Occorre, tuttavia, distinguere la legittimità del mezzo di ricerca della prova, confortata nel caso in esame dal logico ragionamento secondo il quale la sovrascrittura implica la registrazione, dalle modalità attraverso le quali il suo risultato possa fare ingresso nel giudizio.
Una volta stabilita la validità del mezzo di ricerca della prova, il relativo risultato può essere altrimenti introdotto nel giudizio.
Ancorché la registrazione della videoripresa costituisca la prova regina, «portatrice di certezze processuali», ciò non esclude che, ove la fonte di prova sia deteriorata, sia ammissibile l’ingresso nel giudizio del suo risultato attraverso altri mezzi di prova.
La videoripresa «live» svolta durante un servizio di osservazione è attività di polizia giudiziaria che viene verbalizzata ai sensi dell’art.357, comma 2, lett. f), cod. proc. pen. e trasmessa al pubblico ministero (art. 373, comma 5, cod. proc. pen.).
I verbali di tale attività d’indagine possono essere acquisiti al fascicolo per il dibattimento in quanto riproducono fatti e persone nel contesto di situazioni soggette a mutamento e garantiscono attraverso la scrittura nell’immediatezza della percezione la genuinità della rappresentazione successiva (Sez.
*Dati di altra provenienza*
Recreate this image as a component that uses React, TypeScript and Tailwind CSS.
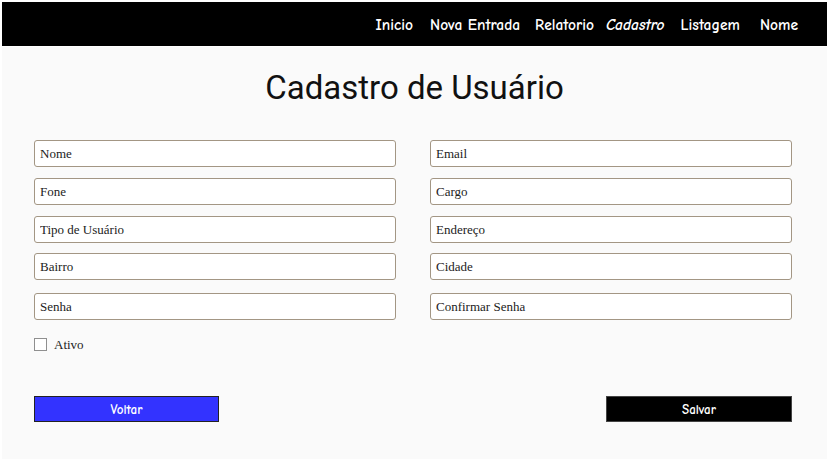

U, n. 4 del 28/10/1998, dep. 1999, Barbagallo, Rv. 212758 – 01; Sez. 3, n. 26189 del 28/03/2019, Rv. 276081 – 01; Sez. 1, n. 4178 del 10/11/2003, dep. 2004, Rv. 229987 – 01).
La deposizione degli ufficiali e degli agenti di polizia giudiziaria sul contenuto delle immagini videoriprese nel corso di un servizio di osservazione non è, peraltro, vietata dalla legge (art.195, comma 4, cod. proc. pen.), cosicchè legittimamente, anche per tale profilo, il giudice di merito può ammettere tale prova.
Se, da un lato, la giurisprudenza di legittimità ritiene pacificamente utilizzabili come prove le immagini tratte da riprese visive in luoghi pubblici e ne riconosce la valenza di prova «portatrice di certezze processuali», dall’altro non va trascurato che la ripresa visiva è un mezzo di ricerca della prova del quale la polizia giudiziaria può liberamente avvalersi ove le immagini siano captate in luoghi pubblici o aperti al pubblico.